-- START --

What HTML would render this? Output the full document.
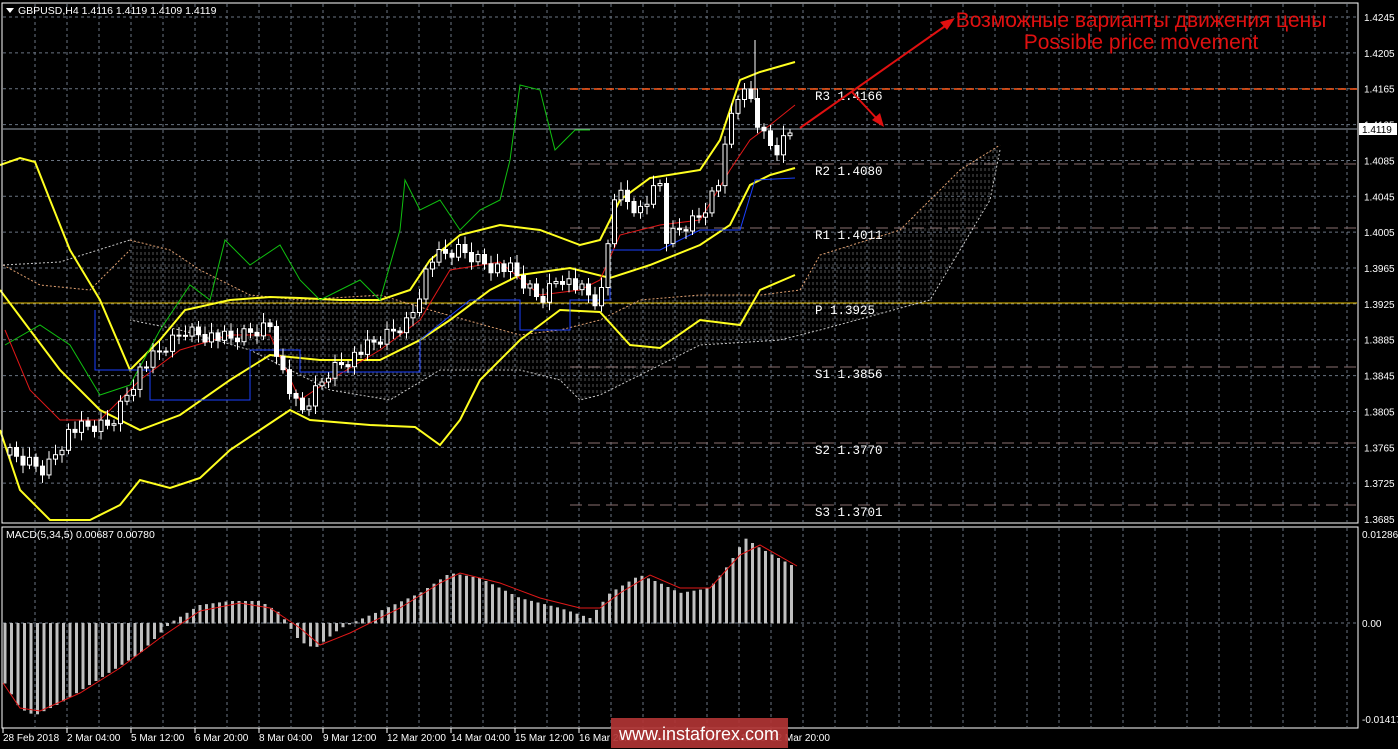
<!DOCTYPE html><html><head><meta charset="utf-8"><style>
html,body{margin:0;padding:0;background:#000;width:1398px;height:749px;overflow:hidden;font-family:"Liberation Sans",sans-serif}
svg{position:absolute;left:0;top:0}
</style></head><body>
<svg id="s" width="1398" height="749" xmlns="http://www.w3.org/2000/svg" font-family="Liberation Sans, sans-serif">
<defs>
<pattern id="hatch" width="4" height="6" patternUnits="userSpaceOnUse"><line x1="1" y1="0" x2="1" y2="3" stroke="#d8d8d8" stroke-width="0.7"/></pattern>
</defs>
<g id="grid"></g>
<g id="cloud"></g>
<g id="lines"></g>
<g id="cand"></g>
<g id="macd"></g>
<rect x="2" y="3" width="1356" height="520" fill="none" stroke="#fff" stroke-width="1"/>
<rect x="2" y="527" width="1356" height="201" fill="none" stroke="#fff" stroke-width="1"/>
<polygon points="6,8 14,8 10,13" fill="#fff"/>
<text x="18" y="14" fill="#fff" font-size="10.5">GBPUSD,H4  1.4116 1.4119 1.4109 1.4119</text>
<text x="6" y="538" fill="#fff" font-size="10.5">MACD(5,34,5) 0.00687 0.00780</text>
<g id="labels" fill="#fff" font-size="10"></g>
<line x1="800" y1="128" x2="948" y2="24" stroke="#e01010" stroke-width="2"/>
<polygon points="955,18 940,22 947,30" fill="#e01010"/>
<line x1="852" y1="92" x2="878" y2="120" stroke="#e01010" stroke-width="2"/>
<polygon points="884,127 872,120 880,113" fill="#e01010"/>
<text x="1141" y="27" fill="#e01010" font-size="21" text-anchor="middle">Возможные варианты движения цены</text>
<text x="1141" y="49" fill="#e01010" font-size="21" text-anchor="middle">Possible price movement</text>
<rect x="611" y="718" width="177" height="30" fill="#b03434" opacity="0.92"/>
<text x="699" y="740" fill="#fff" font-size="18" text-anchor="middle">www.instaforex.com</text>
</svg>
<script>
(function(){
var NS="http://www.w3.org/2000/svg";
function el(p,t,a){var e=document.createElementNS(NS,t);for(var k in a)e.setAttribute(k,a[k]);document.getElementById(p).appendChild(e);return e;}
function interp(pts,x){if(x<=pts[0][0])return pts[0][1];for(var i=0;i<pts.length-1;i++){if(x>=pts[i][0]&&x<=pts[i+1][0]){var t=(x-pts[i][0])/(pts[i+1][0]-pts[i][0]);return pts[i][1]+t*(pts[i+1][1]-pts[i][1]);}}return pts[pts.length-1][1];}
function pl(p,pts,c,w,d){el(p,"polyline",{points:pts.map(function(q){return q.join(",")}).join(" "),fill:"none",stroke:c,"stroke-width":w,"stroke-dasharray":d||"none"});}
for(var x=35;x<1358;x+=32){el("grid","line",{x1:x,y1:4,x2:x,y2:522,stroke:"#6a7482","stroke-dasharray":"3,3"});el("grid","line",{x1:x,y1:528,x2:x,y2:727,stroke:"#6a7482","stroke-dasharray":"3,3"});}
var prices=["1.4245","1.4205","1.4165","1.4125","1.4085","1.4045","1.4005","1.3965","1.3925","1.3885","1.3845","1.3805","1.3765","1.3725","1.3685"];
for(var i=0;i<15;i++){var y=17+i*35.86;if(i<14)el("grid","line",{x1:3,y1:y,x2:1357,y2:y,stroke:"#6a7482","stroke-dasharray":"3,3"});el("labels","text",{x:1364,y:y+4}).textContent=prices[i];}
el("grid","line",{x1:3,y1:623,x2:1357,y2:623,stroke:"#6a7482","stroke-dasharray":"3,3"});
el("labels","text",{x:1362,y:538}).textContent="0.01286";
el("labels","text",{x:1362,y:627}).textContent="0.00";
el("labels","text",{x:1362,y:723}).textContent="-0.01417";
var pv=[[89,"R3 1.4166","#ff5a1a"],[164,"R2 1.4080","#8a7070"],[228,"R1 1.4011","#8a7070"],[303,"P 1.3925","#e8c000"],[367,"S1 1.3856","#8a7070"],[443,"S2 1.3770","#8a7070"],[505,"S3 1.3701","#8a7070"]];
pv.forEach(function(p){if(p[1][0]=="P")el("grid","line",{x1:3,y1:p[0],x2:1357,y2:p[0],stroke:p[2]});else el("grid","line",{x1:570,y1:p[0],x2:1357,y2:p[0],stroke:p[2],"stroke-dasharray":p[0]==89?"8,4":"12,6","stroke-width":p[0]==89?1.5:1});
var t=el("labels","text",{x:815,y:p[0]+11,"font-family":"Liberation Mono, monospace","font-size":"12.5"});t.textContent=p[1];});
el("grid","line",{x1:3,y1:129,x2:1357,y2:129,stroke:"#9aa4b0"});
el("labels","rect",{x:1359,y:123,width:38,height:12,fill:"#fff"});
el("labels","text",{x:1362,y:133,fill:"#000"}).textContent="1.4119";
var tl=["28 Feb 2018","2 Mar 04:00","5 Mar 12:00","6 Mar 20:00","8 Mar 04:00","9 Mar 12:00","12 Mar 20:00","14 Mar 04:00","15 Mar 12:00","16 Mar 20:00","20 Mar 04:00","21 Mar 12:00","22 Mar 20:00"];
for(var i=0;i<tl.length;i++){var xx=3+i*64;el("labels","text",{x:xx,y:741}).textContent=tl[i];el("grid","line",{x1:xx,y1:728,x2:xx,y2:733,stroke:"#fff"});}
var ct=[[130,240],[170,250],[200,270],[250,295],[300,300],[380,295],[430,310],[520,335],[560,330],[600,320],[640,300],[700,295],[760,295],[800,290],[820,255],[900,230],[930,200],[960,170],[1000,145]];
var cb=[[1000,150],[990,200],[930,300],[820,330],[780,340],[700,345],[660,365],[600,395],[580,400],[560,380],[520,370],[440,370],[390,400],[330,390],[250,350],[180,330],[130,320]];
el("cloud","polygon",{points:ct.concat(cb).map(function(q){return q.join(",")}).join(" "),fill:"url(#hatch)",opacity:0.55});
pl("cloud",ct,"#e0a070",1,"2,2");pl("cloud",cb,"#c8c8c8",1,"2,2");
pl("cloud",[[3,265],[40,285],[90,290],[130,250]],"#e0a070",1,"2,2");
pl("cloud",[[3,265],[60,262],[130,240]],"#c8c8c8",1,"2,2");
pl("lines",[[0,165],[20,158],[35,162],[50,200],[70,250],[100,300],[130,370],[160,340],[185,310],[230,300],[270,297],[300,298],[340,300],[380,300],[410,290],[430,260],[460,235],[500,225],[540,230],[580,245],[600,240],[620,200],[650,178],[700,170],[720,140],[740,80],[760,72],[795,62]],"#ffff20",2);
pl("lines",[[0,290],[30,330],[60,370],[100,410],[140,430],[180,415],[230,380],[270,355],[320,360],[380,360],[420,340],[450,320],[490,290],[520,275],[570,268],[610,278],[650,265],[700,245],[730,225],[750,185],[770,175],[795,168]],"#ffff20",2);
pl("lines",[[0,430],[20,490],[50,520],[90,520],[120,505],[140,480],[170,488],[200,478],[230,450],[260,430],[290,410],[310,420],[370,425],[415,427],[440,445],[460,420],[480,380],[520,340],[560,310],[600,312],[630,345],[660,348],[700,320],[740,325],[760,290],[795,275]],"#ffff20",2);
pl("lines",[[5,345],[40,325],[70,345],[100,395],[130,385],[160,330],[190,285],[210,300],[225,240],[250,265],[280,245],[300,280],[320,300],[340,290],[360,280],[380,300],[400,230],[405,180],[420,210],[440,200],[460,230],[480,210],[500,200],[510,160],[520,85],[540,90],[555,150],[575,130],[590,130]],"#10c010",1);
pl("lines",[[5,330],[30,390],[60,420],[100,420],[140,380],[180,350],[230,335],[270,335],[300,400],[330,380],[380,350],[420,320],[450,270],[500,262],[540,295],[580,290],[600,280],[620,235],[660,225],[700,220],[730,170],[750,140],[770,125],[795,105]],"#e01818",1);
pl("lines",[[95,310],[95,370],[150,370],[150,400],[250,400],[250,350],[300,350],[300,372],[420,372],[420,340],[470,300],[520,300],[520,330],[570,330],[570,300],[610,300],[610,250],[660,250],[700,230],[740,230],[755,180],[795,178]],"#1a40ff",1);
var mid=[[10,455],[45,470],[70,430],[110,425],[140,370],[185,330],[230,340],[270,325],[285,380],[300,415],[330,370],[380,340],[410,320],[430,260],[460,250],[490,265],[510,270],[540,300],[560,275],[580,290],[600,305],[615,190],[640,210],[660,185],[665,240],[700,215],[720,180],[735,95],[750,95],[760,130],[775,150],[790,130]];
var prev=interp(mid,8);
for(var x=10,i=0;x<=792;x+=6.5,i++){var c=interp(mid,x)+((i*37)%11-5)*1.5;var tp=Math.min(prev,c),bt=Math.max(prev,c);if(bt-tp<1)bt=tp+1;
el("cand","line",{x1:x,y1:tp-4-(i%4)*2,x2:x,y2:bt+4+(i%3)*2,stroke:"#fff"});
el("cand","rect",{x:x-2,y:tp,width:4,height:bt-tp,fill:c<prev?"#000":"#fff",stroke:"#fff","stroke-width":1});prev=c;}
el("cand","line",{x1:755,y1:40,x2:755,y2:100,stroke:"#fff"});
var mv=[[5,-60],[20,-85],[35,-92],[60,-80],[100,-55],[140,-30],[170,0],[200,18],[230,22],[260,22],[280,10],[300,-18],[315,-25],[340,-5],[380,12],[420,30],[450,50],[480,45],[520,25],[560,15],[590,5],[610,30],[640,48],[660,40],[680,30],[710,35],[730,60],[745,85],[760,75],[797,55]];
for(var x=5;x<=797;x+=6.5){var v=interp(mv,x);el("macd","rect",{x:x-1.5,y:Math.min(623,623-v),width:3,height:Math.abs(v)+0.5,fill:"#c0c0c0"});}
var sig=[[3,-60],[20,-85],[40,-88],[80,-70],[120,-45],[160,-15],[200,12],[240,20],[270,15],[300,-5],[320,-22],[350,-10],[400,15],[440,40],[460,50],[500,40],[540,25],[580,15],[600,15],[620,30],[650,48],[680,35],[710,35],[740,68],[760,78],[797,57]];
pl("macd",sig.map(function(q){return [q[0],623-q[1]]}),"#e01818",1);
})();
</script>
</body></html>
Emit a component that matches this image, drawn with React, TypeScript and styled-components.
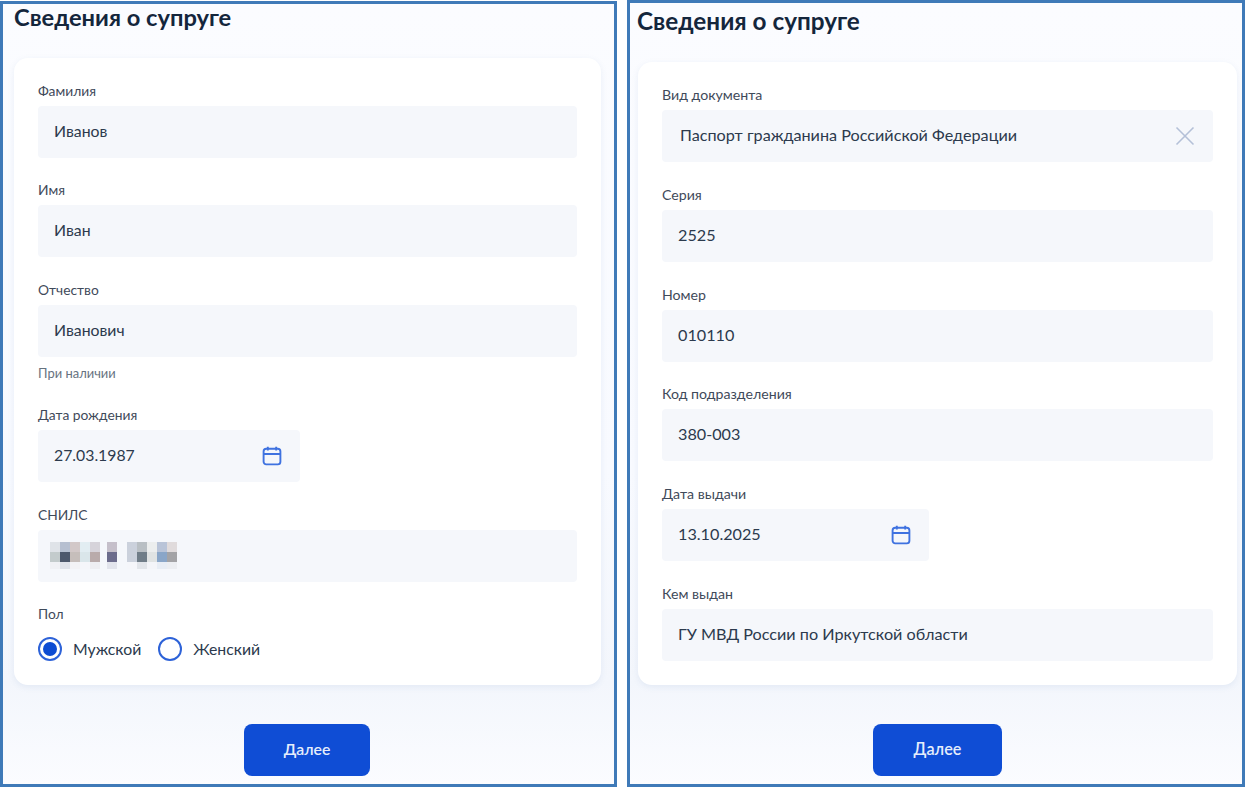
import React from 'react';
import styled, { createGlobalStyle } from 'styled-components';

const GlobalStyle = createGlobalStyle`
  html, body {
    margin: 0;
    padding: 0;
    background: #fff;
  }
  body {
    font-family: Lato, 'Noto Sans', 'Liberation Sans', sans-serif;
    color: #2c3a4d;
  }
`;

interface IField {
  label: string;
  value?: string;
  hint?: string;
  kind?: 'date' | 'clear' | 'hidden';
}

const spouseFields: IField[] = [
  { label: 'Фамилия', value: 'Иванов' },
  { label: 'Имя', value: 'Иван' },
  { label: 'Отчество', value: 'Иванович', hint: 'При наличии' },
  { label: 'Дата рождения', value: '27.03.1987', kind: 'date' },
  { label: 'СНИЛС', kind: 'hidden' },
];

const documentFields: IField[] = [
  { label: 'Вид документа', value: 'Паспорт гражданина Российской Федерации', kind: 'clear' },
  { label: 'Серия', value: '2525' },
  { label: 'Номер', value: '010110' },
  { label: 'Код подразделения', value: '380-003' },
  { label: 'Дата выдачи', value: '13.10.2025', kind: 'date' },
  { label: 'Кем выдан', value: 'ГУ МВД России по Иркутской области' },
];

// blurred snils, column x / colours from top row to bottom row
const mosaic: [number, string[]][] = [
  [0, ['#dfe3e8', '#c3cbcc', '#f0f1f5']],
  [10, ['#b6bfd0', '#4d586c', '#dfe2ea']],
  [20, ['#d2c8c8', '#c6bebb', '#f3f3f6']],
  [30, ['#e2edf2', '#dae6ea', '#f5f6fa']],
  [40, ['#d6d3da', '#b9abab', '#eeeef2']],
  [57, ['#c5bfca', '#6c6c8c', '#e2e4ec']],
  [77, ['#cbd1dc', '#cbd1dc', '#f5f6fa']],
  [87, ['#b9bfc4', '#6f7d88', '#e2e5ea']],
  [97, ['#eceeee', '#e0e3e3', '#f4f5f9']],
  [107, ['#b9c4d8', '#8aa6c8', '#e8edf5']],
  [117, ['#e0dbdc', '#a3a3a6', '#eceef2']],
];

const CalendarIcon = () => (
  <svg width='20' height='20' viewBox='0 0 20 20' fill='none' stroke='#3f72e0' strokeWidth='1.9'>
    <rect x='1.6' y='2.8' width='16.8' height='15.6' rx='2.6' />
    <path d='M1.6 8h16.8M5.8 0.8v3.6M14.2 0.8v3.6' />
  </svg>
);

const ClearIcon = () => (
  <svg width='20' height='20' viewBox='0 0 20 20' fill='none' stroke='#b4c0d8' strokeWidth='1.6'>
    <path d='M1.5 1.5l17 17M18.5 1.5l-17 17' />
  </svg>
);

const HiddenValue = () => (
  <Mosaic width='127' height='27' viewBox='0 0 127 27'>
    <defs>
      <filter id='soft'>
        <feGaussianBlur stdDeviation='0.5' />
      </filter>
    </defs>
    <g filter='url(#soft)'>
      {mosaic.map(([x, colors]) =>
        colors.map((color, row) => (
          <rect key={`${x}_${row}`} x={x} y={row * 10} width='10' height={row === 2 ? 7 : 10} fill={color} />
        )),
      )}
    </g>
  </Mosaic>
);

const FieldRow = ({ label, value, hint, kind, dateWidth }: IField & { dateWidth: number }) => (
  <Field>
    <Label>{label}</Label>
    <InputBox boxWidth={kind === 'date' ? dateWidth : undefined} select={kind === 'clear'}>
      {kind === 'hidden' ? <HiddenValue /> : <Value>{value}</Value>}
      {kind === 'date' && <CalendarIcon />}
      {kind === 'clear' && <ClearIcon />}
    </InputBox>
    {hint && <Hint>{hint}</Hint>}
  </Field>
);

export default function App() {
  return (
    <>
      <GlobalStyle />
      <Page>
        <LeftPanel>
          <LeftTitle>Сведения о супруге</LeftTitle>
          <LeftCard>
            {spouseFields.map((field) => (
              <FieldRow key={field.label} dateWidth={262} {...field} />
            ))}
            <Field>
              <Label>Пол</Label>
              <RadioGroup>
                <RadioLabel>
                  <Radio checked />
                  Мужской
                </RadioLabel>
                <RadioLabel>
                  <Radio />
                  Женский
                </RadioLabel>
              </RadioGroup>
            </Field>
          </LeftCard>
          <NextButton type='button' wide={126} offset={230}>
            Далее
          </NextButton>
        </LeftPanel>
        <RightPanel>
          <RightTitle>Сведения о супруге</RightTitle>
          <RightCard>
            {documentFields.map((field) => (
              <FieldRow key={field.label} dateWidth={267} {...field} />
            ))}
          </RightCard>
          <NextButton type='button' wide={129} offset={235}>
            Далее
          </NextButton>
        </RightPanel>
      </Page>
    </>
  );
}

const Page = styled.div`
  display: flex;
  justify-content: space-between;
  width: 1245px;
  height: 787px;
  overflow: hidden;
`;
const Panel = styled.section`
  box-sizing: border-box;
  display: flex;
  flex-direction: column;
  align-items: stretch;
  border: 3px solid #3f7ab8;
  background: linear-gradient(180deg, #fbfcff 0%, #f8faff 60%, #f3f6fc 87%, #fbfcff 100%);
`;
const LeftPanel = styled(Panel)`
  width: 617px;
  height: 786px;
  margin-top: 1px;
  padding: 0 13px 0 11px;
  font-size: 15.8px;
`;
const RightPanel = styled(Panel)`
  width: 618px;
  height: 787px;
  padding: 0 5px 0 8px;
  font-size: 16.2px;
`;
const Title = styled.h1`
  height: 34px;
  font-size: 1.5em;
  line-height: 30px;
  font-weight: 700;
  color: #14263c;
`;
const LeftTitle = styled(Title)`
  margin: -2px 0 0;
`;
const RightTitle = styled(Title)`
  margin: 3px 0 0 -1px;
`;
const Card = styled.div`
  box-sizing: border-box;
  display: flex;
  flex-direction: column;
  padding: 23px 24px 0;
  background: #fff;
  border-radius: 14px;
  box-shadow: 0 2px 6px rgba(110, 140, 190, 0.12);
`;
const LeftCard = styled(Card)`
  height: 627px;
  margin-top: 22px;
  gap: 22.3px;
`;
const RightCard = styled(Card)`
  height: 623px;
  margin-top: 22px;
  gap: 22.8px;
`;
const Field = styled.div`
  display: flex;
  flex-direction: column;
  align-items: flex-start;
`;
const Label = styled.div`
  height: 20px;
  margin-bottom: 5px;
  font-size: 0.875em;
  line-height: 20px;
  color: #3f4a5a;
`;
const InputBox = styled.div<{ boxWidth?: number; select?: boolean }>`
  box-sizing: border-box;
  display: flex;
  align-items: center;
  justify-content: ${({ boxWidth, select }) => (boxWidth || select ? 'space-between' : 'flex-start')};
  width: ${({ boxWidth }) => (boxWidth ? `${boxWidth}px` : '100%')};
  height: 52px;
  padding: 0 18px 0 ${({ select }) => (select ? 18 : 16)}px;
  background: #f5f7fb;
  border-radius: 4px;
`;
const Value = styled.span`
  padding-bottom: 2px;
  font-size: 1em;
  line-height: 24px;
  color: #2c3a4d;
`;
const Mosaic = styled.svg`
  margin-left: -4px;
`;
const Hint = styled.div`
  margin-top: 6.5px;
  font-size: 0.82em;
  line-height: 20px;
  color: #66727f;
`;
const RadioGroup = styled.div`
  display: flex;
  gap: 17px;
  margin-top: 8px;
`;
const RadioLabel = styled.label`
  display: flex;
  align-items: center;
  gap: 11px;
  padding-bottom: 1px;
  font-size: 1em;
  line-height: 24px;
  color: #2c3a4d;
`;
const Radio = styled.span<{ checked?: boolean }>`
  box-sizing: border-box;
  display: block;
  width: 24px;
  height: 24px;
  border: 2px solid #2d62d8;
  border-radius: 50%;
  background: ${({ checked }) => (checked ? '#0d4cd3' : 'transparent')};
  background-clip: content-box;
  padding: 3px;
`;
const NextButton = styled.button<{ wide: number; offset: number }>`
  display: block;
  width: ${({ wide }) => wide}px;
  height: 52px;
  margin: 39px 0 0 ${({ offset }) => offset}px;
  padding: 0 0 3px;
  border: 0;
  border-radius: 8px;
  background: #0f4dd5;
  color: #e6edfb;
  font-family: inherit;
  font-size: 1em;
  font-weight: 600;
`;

-- END --

AIM
Go through the lines above. Select every one that has the string "React".

RESULT OF THE EXERCISE
Emit a component that matches this image, drawn with React, TypeScript and styled-components.
import React from 'react';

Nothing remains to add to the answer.